Their goal was to hold Gordon Brown to ransom.
"People are welcome to demonstrate but other people have rights to travel through London and commute to work."
The demonstration had not been registered with the Metropolitan Police under the Serious Organised Crime and Police Act 2005 and was effectively illegal but according to Inspector Nutter, the majority of demonstrators were peaceful.
He said: "It was very peaceful for the majority of it, with almost a party atmosphere, it was quite relaxed with a mixed group of men, women and children.
"It was only when police were ordered to move demonstrators down to the grass area near Parliament Square that some people started causing trouble."

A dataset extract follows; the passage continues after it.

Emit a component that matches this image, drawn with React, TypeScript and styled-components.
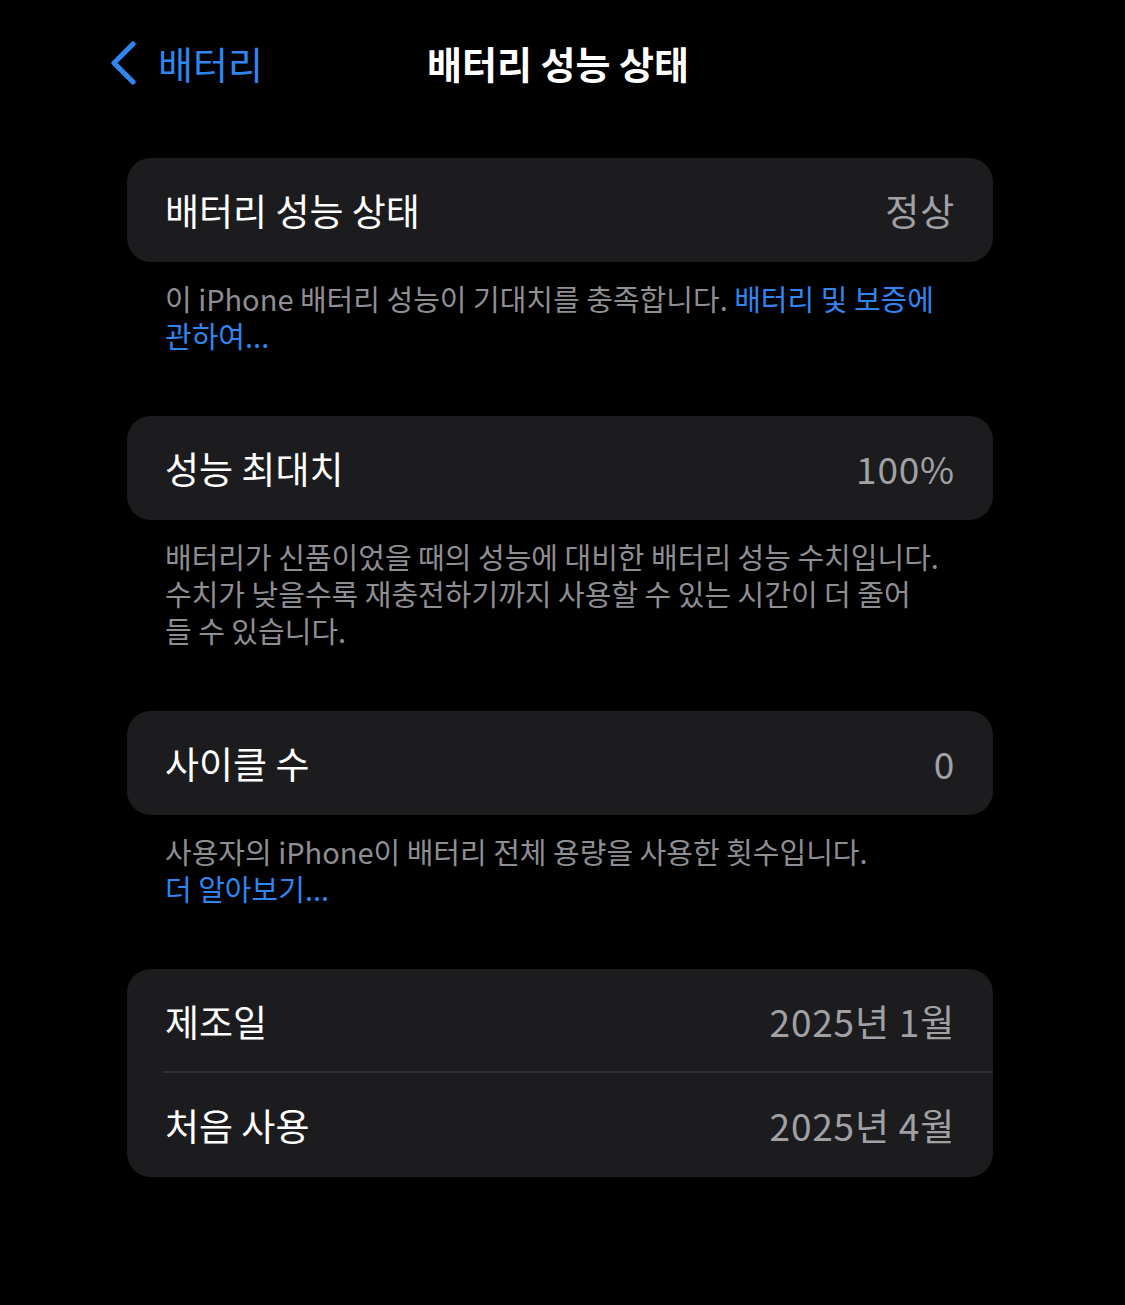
import React from "react";
import styled, { createGlobalStyle } from "styled-components";

const Global = createGlobalStyle`
  html, body { margin: 0; padding: 0; background: #000; }
  body {
    font-family: "Noto Sans CJK KR", "Noto Sans", "Liberation Sans", sans-serif;
    -webkit-font-smoothing: antialiased;
  }
`;

const Page = styled.div`
  width: 1125px;
  min-height: 1305px;
  background: #000;
  box-sizing: border-box;
`;

const NavBar = styled.header`
  display: grid;
  grid-template-columns: 1fr auto 1fr;
  align-items: center;
  height: 126px;
  padding: 0 117px 0 108px;
  box-sizing: border-box;
`;

const BackButton = styled.div`
  display: flex;
  align-items: center;
  gap: 20px;
  color: #2f86f0;
  font-size: 38px;
  line-height: 1;
  justify-self: start;
`;

const Title = styled.h1`
  margin: 0;
  color: #fff;
  font-size: 38px;
  font-weight: 600;
  line-height: 1;
`;

const Content = styled.main`
  display: flex;
  flex-direction: column;
  padding: 32px 132px 0 127px;
`;

const Section = styled.section`
  display: flex;
  flex-direction: column;
  margin-bottom: 62px;
`;

const Card = styled.div`
  background: #1c1c1e;
  border-radius: 24px;
  overflow: hidden;
`;

const Row = styled.div<{ $divider?: boolean }>`
  display: flex;
  align-items: center;
  justify-content: space-between;
  height: 104px;
  padding: 0 38px;
  position: relative;
  ${(p) =>
    p.$divider
      ? `
    &::after {
      content: "";
      position: absolute;
      left: 36px;
      right: 0;
      bottom: 0;
      height: 2px;
      background: #333336;
    }
  `
      : ""}
`;

const Label = styled.span`
  color: #fff;
  font-size: 37px;
  line-height: 1;
`;

const Value = styled.span`
  color: #a0a0a5;
  font-size: 37px;
  letter-spacing: 0.8px;
  line-height: 1;
`;

const Footer = styled.p`
  margin: 18px 0 0;
  padding: 0 0 0 38px;
  color: #8e8e93;
  font-size: 29px;
  line-height: 37px;
  white-space: nowrap;
`;

const Link = styled.span`
  color: #2f86f0;
`;

const Chevron = () => (
  <svg width="30" height="44" viewBox="0 0 30 44" aria-hidden>
    <polyline
      points="25,3 6,22 25,41"
      fill="none"
      stroke="#2f86f0"
      strokeWidth="5.2"
      strokeLinecap="round"
      strokeLinejoin="round"
    />
  </svg>
);

export default function App() {
  return (
    <Page>
      <Global />
      <NavBar>
        <BackButton>
          <Chevron />
          <span>배터리</span>
        </BackButton>
        <Title>배터리 성능 상태</Title>
        <div />
      </NavBar>
      <Content>
        <Section>
          <Card>
            <Row>
              <Label>배터리 성능 상태</Label>
              <Value>정상</Value>
            </Row>
          </Card>
          <Footer>
            이 iPhone 배터리 성능이 기대치를 충족합니다. <Link>배터리 및 보증에</Link>
            <br />
            <Link>관하여...</Link>
          </Footer>
        </Section>
        <Section>
          <Card>
            <Row>
              <Label>성능 최대치</Label>
              <Value>100%</Value>
            </Row>
          </Card>
          <Footer>
            배터리가 신품이었을 때의 성능에 대비한 배터리 성능 수치입니다.
            <br />
            수치가 낮을수록 재충전하기까지 사용할 수 있는 시간이 더 줄어
            <br />
            들 수 있습니다.
          </Footer>
        </Section>
        <Section>
          <Card>
            <Row>
              <Label>사이클 수</Label>
              <Value>0</Value>
            </Row>
          </Card>
          <Footer>
            사용자의 iPhone이 배터리 전체 용량을 사용한 횟수입니다.
            <br />
            <Link>더 알아보기...</Link>
          </Footer>
        </Section>
        <Section>
          <Card>
            <Row $divider>
              <Label>제조일</Label>
              <Value>2025년 1월</Value>
            </Row>
            <Row>
              <Label>처음 사용</Label>
              <Value>2025년 4월</Value>
            </Row>
          </Card>
        </Section>
      </Content>
    </Page>
  );
}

The protest caused disrupted traffic stretching out to the Victoria Embankment and entry to Westminster tube station was suspended.
Reports claim that demonstrators carrying banners reading 'Stop Sri Lanka's Genocide of Tamils' chanted "shame on British police" as officers started breaking up the road blocks.
The Sri Lankan military announced last Sunday that they were close to wiping out the Liberation Tigers of Tamil Eelam (LTTE) after decades of bitter fighting for an independent homeland.
The United Nations claim as many as 150,000 civilians may still be trapped in the war zone, although the Sri Lankan government insists the figure is less than half that.
It is believed more than 2,800 civilians may have been killed and 7,000 others injured in the fighting in the north-east in the last two months. The Sri Lankan government disputes these figures.